Thursday, November 13, 2003

Usually, when I go to the movies nowadays, I have a sinking feeling once the opening credits start. I say a little prayer that the film won't 'suck too bad.' Well, I had the customary sinking at the beginning of "Master and Commander" last night. It did not last long, however.

I cannot recommend this film enough.

I like balance. You can have a great cinematographer at the camera, but if the dialogue is weak, I will probably be very unhappy with it. The soundtrack may be divine, but if visuals are weak, I will hate the movie, most likely. Good concept? If not executed properly, I will not appreciate it.

"Master and Commander" got prettymuch everything right. Perfect soundtrack, amazing balance between action and repose, between public image and intimacy. Some of my favorite scenes were the musical ones. During the off times where the Captain and the ship's physician made music together, you could see the history between them. A bond forged perhaps since boyhood was depicted using but the subtle ways that they would joke with each other while playing and in their instinctive knowledge of what the other was in the mood for musically. I was so charmed by this conveyence of narrative using (sorry) 'non mediatized communication.' I am so unaccustomed to seeing it nowadays.

On the other end of the spectrum, the battle scenes were awesome. This is not your typical, Errol Flynn-like swashbuckling exchange of witty repartee. War is Hell. I saw in the battle scenes some of the most apt representations of this. The first few scenes in the film will blow your mind away, much as the cannons blew the quiet, the calm away on the Surprise.

A lot of research and work went into bringing us a reality so strong that it would be easy to suspend disbelief. Characters were strong and psychology was looked into. But this wasn't dwelt upon too deeply. Only enough to further the story. Actors trained intensively in order to appear to be fairly skilled at what they were doing, so that when they needed to look like they were inept, they did. Computer effects were minimal enough so as not to distract from the real action taking place on a real ship in real water.

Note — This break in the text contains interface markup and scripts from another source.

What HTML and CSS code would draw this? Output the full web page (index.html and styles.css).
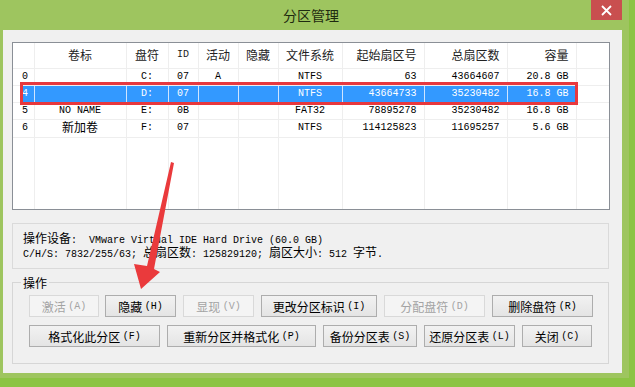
FILE: index.html
```html
<!DOCTYPE html>
<html lang="zh-CN">
<head>
    <meta charset="UTF-8">
    <title>分区管理</title>
    <link rel="stylesheet" href="styles.css">
</head>
<body>
    <div class="window">
        <div class="titlebar">
            <span class="title">分区管理</span>
            <button class="close" type="button">
                <svg width="11" height="11" viewBox="0 0 11 11"><path d="M1 1L10 10M10 1L1 10" stroke="#fff" stroke-width="1.8"/></svg>
            </button>
        </div>

        <div class="client">
            <div class="list">
                <table>
                    <colgroup>
                        <col class="c-num"><col class="c-label"><col class="c-drive"><col class="c-id">
                        <col class="c-act"><col class="c-hid"><col class="c-fs"><col class="c-start">
                        <col class="c-total"><col class="c-size"><col>
                    </colgroup>
                    <thead>
                        <tr>
                            <th></th>
                            <th class="z">卷标</th>
                            <th class="z">盘符</th>
                            <th>ID</th>
                            <th class="z">活动</th>
                            <th class="z">隐藏</th>
                            <th class="z">文件系统</th>
                            <th class="z r">起始扇区号</th>
                            <th class="z r">总扇区数</th>
                            <th class="z r">容量</th>
                            <th></th>
                        </tr>
                    </thead>
                    <tbody>
                        <tr>
                            <td class="l">0</td><td></td><td>C:</td><td>07</td><td>A</td><td></td>
                            <td>NTFS</td><td class="r">63</td><td class="r">43664607</td><td class="r">20.8 GB</td><td></td>
                        </tr>
                        <tr class="sel">
                            <td class="l">4</td><td></td><td>D:</td><td>07</td><td></td><td></td>
                            <td>NTFS</td><td class="r">43664733</td><td class="r">35230482</td><td class="r">16.8 GB</td><td class="blank"></td>
                        </tr>
                        <tr>
                            <td class="l">5</td><td>NO NAME</td><td>E:</td><td>0B</td><td></td><td></td>
                            <td>FAT32</td><td class="r">78895278</td><td class="r">35230482</td><td class="r">16.8 GB</td><td></td>
                        </tr>
                        <tr>
                            <td class="l">6</td><td><span class="z">新加卷</span></td><td>F:</td><td>07</td><td></td><td></td>
                            <td>NTFS</td><td class="r">114125823</td><td class="r">11695257</td><td class="r">5.6 GB</td><td></td>
                        </tr>
                        <tr class="rest">
                            <td></td><td></td><td></td><td></td><td></td><td></td>
                            <td></td><td></td><td></td><td></td><td></td>
                        </tr>
                    </tbody>
                </table>
                <div class="mark"></div>
            </div>

            <div class="info">
                <div class="line"><span class="z">操作设备</span>:  VMware Virtual IDE Hard Drive (60.0 GB)</div>
                <div class="line">C/H/S: 7832/255/63; <span class="z">总扇区数</span>: 125829120; <span class="z">扇区大小</span>: 512 <span class="z">字节</span>.</div>
            </div>

            <fieldset class="ops">
                <legend>操作</legend>
                <div class="btn-row">
                    <button class="btn w70 first" disabled>激活 <span class="key">(A)</span></button>
                    <button class="btn w71">隐藏 <span class="key">(H)</span></button>
                    <button class="btn w71" disabled>显现 <span class="key">(V)</span></button>
                    <button class="btn w116">更改分区标识 <span class="key">(I)</span></button>
                    <button class="btn w101" disabled>分配盘符 <span class="key">(D)</span></button>
                    <button class="btn w101">删除盘符 <span class="key">(R)</span></button>
                </div>
                <div class="btn-row">
                    <button class="btn w131">格式化此分区 <span class="key">(F)</span></button>
                    <button class="btn w149">重新分区并格式化 <span class="key">(P)</span></button>
                    <button class="btn w94">备份分区表 <span class="key">(S)</span></button>
                    <button class="btn w91">还原分区表 <span class="key">(L)</span></button>
                    <button class="btn w70">关闭 <span class="key">(C)</span></button>
                </div>
            </fieldset>
        </div>

        <svg class="arrow" width="635" height="387" viewBox="0 0 635 387">
            <polygon points="171,162 174,163 154,269 160,272 141,289 134,264 147,266" fill="#ea3a3c"/>
        </svg>
    </div>
</body>
</html>
```

FILE: styles.css
```css
body {
    margin: 0;
    background: #9ec55f;
}

.window {
    position: relative;
    width: 635px;
    height: 387px;
    background: #9ec55f;
    box-shadow: inset -6px -9px 0 #8cc443;
    font-family: "Noto Sans CJK SC", sans-serif;
    font-size: 12px;
    color: #000;
}

.titlebar {
    height: 30px;
    display: flex;
    align-items: center;
    justify-content: center;
    padding-right: 13px;
    box-sizing: border-box;
}

.title {
    font-size: 14px;
    color: #1e2a10;
}

.close {
    position: absolute;
    top: 0;
    right: 13px;
    width: 31px;
    height: 20px;
    padding: 0;
    border: 0;
    background: #c94f4f;
    display: flex;
    align-items: center;
    justify-content: center;
}

.client {
    margin-left: 3px;
    width: 619px;
    height: 343px;
    padding: 12px 0 0 9px;
    box-sizing: border-box;
    background: #f0f0f0;
}

/* ascii text is 6px wide, chinese is 12px */
.list, .info, .key {
    font-family: "Liberation Mono", "Noto Sans CJK SC", monospace;
    font-size: 10px;
}

.z {
    font-family: "Noto Sans CJK SC", sans-serif;
    font-size: 12px;
}

.list {
    position: relative;
    width: 598px;
    height: 168px;
    border: 1px solid #8a8f96;
    background: #fff;
    box-sizing: border-box;
}

table {
    width: 100%;
    border-collapse: collapse;
    table-layout: fixed;
}

.c-num { width: 21px; }
.c-label { width: 92px; }
.c-drive { width: 42px; }
.c-id { width: 30px; }
.c-act { width: 40px; }
.c-hid { width: 40px; }
.c-fs { width: 64px; }
.c-start { width: 82px; }
.c-total { width: 83px; }
.c-size { width: 69px; }

th, td {
    padding: 0;
    border-right: 1px solid #eeeeee;
    border-bottom: 1px solid #eeeeee;
    text-align: center;
    white-space: nowrap;
    overflow: hidden;
    font-weight: normal;
    line-height: 14px;
}

th {
    color: #222;
}

th:last-child, td:last-child {
    border-right: 0;
}

thead tr { height: 25px; }
tbody tr { height: 17px; }
tr.rest { height: 72px; }
tr.rest td { border-bottom: 0; }

.l {
    text-align: left;
    padding-left: 9px;
}

.r {
    text-align: right;
    padding-right: 7px;
}

.sel td {
    background: #3399ff;
    color: #fff;
    border-right-color: #cfe5ff;
}

.sel td.l {
    background: linear-gradient(to right, #fff 7px, #3399ff 7px);
}

.sel td.blank {
    background: #fff;
}

.mark {
    position: absolute;
    left: 7px;
    top: 39px;
    width: 558px;
    height: 23px;
    border: 3px solid #e8383d;
    box-sizing: border-box;
}

.info {
    margin-top: 13px;
    width: 597px;
    height: 46px;
    padding: 7px 0 0 10px;
    border: 1px solid #dadada;
    box-sizing: border-box;
}

.info .line {
    height: 14px;
    line-height: 14px;
    white-space: pre;
}

.ops {
    margin: 5px 0 0;
    width: 597px;
    height: 90px;
    padding: 4px 0 0 16px;
    border: 1px solid #d6d6d6;
    box-sizing: border-box;
}

.ops legend {
    margin-left: -8px;
    padding: 0 2px;
    font-size: 12px;
    line-height: 17px;
}

.btn-row {
    display: flex;
    gap: 7px;
    margin-bottom: 8px;
}

.btn.first {
    margin-right: -1px;
}

.btn {
    height: 22px;
    padding: 0;
    border: 1px solid #adadad;
    background: linear-gradient(#f2f2f2, #e4e4e4);
    font-family: "Noto Sans CJK SC", sans-serif;
    font-size: 12px;
    color: #000;
    display: flex;
    align-items: center;
    justify-content: center;
    white-space: pre;
}

.btn:disabled {
    border-color: #d9d9d9;
    background: #f4f4f4;
    color: #a3a3a3;
}

.w70 { width: 70px; }
.w71 { width: 71px; }
.w91 { width: 91px; }
.w94 { width: 94px; }
.w101 { width: 101px; }
.w116 { width: 116px; }
.w131 { width: 131px; }
.w149 { width: 149px; }

.arrow {
    position: absolute;
    top: 0;
    left: 0;
    pointer-events: none;
}
```
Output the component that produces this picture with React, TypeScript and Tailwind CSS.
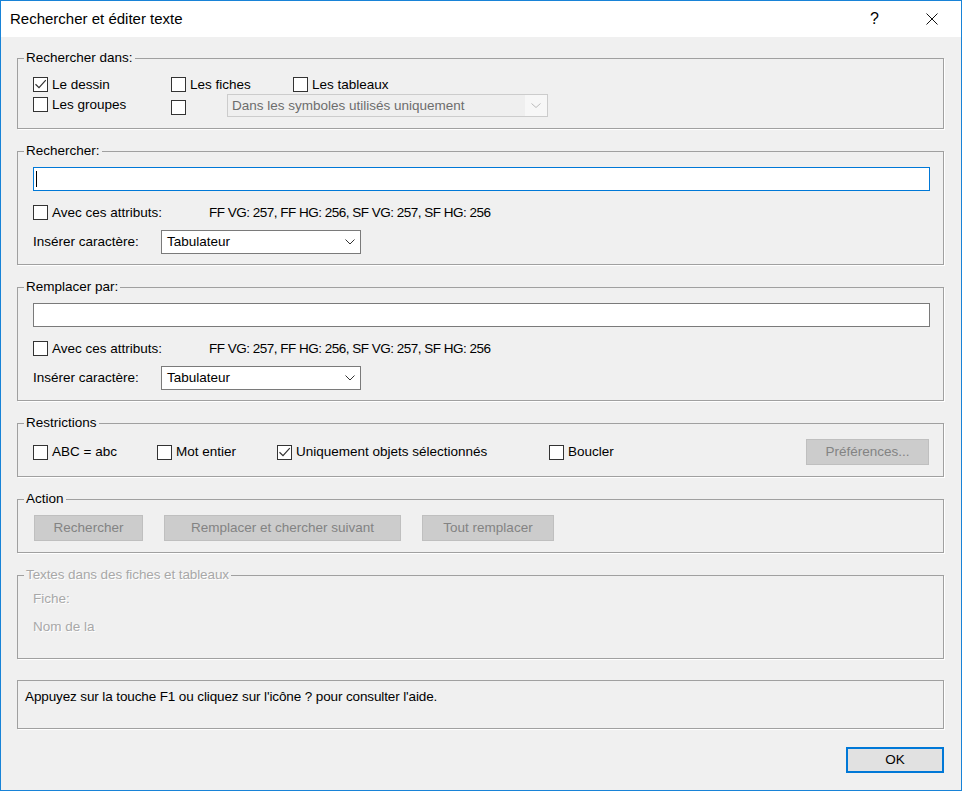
import React from 'react';

// Boîte de dialogue "Rechercher et éditer texte" (style Windows 10)

interface CheckProps {
  label?: string;
  checked?: boolean;
  className?: string;
}

function Check({ label, checked, className = '' }: CheckProps) {
  return (
    <label className={`flex items-center h-[15px] ${className}`}>
      <span className="relative w-[15px] h-[15px] shrink-0 border border-[#333333] bg-white">
        {checked && (
          <svg className="absolute left-0 top-0" width="13" height="13" viewBox="0 0 13 13">
            <path d="M1.5 6.2 L5 9.6 L11.8 2.2" fill="none" stroke="#333333" strokeWidth={1.2} />
          </svg>
        )}
      </span>
      {label && <span className="ml-[4px] whitespace-nowrap">{label}</span>}
    </label>
  );
}

interface GroupProps {
  title?: string;
  disabled?: boolean;
  className?: string;
  children: React.ReactNode;
}

function Group({ title, disabled, className = '', children }: GroupProps) {
  return (
    <fieldset className={`border border-[#a0a0a0] shadow-[1px_1px_0_#ffffff] ${className}`}>
      <legend
        className={`ml-[6px] px-[2px] h-[16px] leading-[16px] whitespace-nowrap ${
          disabled ? 'text-[#a8a8a8] tracking-[-0.1px] [text-shadow:1px_1px_0_#ffffff]' : ''
        }`}
      >
        {title}
      </legend>
      {children}
    </fieldset>
  );
}

function Combo({ value, className = '' }: { value: string; className?: string }) {
  return (
    <div className={`flex items-center h-[24px] border border-[#7a7a7a] bg-white ${className}`}>
      <span className="pl-[5px] flex-1">{value}</span>
      <svg className="mr-[5px]" width="10" height="6" viewBox="0 0 10 6">
        <path d="M0.5 0.5 L5 5 L9.5 0.5" fill="none" stroke="#333333" strokeWidth={1} />
      </svg>
    </div>
  );
}

function DisabledButton({ children, className = '' }: { children: React.ReactNode; className?: string }) {
  return (
    <div
      className={`h-[26px] flex items-center justify-center border border-[#bfbfbf] bg-[#cccccc] text-[#838383] whitespace-nowrap ${className}`}
    >
      {children}
    </div>
  );
}

function AttrRow() {
  return (
    <div className="flex items-center h-[15px] mt-[14px]">
      <Check label="Avec ces attributs:" className="w-[176px]" />
      <span className="whitespace-nowrap tracking-[-0.5px]">FF VG: 257, FF HG: 256, SF VG: 257, SF HG: 256</span>
    </div>
  );
}

function InsertRow() {
  return (
    <div className="flex items-center mt-[10px]">
      <span className="w-[128px]">Insérer caractère:</span>
      <Combo value="Tabulateur" className="w-[200px]" />
    </div>
  );
}

export default function App() {
  return (
    <div className="w-[962px] h-[791px] border border-[#1883d7] bg-[#f0f0f0] flex flex-col font-['Liberation_Sans',Arial,sans-serif] text-[13.5px] leading-[16px] text-black">
      {/* Barre de titre */}
      <div className="h-[36px] shrink-0 bg-white flex items-center">
        <span className="ml-[9px] text-[15px]">Rechercher et éditer texte</span>
        <span className="ml-auto text-[16px] leading-none">?</span>
        <svg className="ml-[47px] mr-[23px]" width="12" height="12" viewBox="0 0 12 12">
          <path d="M0.5 0.5 L11.5 11.5 M11.5 0.5 L0.5 11.5" stroke="#111111" strokeWidth={1} />
        </svg>
      </div>

      <div className="pl-[16px] pr-[17px] flex flex-col">
        {/* Rechercher dans */}
        <Group title="Rechercher dans:" className="mt-[13px]">
          <div className="pl-[15px] pt-[11px] pb-[11px]">
            <div className="flex h-[15px]">
              <Check checked label="Le dessin" className="w-[138px]" />
              <Check label="Les fiches" className="w-[122px]" />
              <Check label="Les tableaux" />
            </div>
            <div className="flex h-[23px] mt-[2px]">
              <Check label="Les groupes" className="w-[138px] mt-[3px]" />
              <Check className="mt-[6px]" />
              <div className="ml-[41px] w-[321px] h-[23px] flex border border-[#cccccc] bg-[#f7f7f7]">
                <span className="flex-1 bg-[#efefef] pl-[4px] flex items-center text-[#6d6d6d]">
                  Dans les symboles utilisés uniquement
                </span>
                <span className="w-[22px] flex items-center justify-center">
                  <svg width="10" height="5" viewBox="0 0 10 5">
                    <path d="M0.5 0.5 L5 4.5 L9.5 0.5" fill="none" stroke="#bcbcbc" strokeWidth={1} />
                  </svg>
                </span>
              </div>
            </div>
          </div>
        </Group>

        {/* Rechercher */}
        <Group title="Rechercher:" className="mt-[14px]">
          <div className="pl-[15px] pr-[13px] pt-[8px] pb-[10px]">
            <div className="h-[24px] border border-[#0078d7] bg-white flex items-center">
              <span className="ml-[2px] w-[1px] h-[16px] bg-black" />
            </div>
            <AttrRow />
            <InsertRow />
          </div>
        </Group>

        {/* Remplacer par */}
        <Group title="Remplacer par:" className="mt-[14px]">
          <div className="pl-[15px] pr-[13px] pt-[8px] pb-[10px]">
            <div className="h-[24px] border border-[#7a7a7a] bg-white" />
            <AttrRow />
            <InsertRow />
          </div>
        </Group>

        {/* Restrictions */}
        <Group title="Restrictions" className="mt-[14px]">
          <div className="flex items-center h-[26px] box-content pl-[15px] pr-[14px] pt-[8px] pb-[11px]">
            <Check label="ABC = abc" className="w-[124px]" />
            <Check label="Mot entier" className="w-[120px]" />
            <Check checked label="Uniquement objets sélectionnés" className="w-[272px]" />
            <Check label="Boucler" />
            <DisabledButton className="ml-auto w-[123px]">Préférences...</DisabledButton>
          </div>
        </Group>

        {/* Action */}
        <Group title="Action" className="mt-[14px]">
          <div className="flex gap-[21px] pl-[16px] pt-[8px] pb-[11px]">
            <DisabledButton className="w-[109px]">Rechercher</DisabledButton>
            <DisabledButton className="w-[237px]">Remplacer et chercher suivant</DisabledButton>
            <DisabledButton className="w-[132px]">Tout remplacer</DisabledButton>
          </div>
        </Group>

        {/* Textes dans des fiches et tableaux (désactivé) */}
        <Group title="Textes dans des fiches et tableaux" disabled className="mt-[14px]">
          <div className="pl-[15px] pt-[8px] pb-[23px] text-[#a8a8a8] [text-shadow:1px_1px_0_#ffffff]">
            <div>Fiche:</div>
            <div className="mt-[12px]">Nom de la</div>
          </div>
        </Group>

        {/* Aide */}
        <div className="mt-[21px] h-[49px] border border-[#a0a0a0] shadow-[1px_1px_0_#ffffff] pl-[7px] pt-[8px] tracking-[-0.12px]">
          Appuyez sur la touche F1 ou cliquez sur l'icône ? pour consulter l'aide.
        </div>

        <div className="mt-[18px] self-end w-[98px] h-[26px] border-2 border-[#0078d7] bg-[#e1e1e1] flex items-center justify-center">
          OK
        </div>
      </div>
    </div>
  );
}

About the last recent film that I felt this exhilarated by was "The Horseman on the Roof" based on the novel by one of my favorite storytellers: Jean Giono. I saw that film several times and reread my stock of Giono novels/stories. I will do the same with this film, and most likely will start reading the novels that inspired it.

Please go see this. It has given me faith that excellent movies *can* still be made.